Sarkozy terá proposto um conselho de sábios que reflectisse sobre o futuro da União Europeia, sugerindo um número aproximado entre os dez a doze. O que é problemático, pois, uma proposta deste género equivale a retirar argumentos à capacidade de construção democrática da União e, portanto, à necessidade de referendar as decisões que os políticos tomam. Desta maneira, parece que os sábios estariam a tomar conta do poder, pelo menos do poder do conhecimento que eles emprestam depois aos políticos para porem em prática. Então, primeira questão, para quê os políticos se estes vão beber a reflexão aos sábios?

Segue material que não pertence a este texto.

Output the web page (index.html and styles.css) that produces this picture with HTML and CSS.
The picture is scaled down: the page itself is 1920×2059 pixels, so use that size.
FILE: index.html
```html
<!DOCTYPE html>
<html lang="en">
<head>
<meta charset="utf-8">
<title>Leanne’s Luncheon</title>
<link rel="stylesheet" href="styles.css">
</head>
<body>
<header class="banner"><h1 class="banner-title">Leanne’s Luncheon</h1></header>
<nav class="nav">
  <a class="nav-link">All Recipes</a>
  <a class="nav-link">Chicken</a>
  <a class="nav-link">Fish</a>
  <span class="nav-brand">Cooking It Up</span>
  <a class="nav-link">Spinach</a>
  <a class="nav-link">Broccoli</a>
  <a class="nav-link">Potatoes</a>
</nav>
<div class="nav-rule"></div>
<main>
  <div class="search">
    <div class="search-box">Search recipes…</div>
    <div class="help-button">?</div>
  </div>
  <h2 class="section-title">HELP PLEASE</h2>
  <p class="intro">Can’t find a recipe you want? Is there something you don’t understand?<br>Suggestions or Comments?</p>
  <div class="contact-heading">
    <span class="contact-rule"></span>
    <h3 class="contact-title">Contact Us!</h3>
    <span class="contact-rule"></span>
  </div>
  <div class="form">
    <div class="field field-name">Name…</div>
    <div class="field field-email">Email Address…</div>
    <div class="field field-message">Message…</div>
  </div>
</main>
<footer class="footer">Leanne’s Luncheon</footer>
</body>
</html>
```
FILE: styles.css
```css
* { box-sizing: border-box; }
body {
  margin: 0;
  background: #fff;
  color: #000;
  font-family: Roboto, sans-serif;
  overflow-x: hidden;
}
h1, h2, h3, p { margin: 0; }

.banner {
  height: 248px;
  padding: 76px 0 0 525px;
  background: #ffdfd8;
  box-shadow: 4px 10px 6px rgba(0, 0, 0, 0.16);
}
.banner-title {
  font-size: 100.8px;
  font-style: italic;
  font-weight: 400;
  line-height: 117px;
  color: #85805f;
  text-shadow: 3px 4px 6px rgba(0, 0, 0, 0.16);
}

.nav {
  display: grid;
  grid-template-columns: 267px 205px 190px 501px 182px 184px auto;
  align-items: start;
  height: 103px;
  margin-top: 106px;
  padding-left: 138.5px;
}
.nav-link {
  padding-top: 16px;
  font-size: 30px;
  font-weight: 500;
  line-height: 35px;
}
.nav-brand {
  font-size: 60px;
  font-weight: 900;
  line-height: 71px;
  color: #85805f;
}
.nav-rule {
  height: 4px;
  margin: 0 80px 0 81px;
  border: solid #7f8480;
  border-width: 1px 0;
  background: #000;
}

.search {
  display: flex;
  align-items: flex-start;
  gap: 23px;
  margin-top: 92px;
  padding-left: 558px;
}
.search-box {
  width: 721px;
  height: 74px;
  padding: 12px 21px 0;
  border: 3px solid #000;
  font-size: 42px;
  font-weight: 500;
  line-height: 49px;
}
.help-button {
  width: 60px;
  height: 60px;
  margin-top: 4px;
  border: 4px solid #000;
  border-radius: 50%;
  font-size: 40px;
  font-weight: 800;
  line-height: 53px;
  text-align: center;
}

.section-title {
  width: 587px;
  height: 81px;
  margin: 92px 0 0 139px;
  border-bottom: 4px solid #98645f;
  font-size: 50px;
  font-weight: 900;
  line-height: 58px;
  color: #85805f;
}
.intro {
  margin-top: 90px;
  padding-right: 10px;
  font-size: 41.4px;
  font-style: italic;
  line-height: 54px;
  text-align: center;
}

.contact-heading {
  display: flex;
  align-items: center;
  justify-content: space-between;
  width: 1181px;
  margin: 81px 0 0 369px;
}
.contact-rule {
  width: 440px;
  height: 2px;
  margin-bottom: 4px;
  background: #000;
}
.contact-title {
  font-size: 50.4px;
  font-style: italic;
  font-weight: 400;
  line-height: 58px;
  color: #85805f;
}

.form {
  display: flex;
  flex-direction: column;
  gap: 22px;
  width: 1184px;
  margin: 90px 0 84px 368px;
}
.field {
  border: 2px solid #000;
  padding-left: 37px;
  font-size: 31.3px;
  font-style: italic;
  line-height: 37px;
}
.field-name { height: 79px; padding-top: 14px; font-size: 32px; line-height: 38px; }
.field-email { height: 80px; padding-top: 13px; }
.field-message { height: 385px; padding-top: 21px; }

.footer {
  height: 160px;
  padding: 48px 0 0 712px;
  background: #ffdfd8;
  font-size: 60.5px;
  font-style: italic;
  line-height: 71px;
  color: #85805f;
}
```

Depois, segunda questão, estará Platão afinal mais actual na modernidade acerca da sua ideia de que quem deveria governar era o «filósofo-rei», isto é, aquele que simultaneamente fosse sabedor e tivesse o poder? Mas não foi este mesmo filósofo que foi incensado na praça pública por ser um adepto das virtudes da ditadura?
Terceira pergunta: será Sarkozy um adepto político de Platão, um «rei» que encontrou o seu «filósofo»?!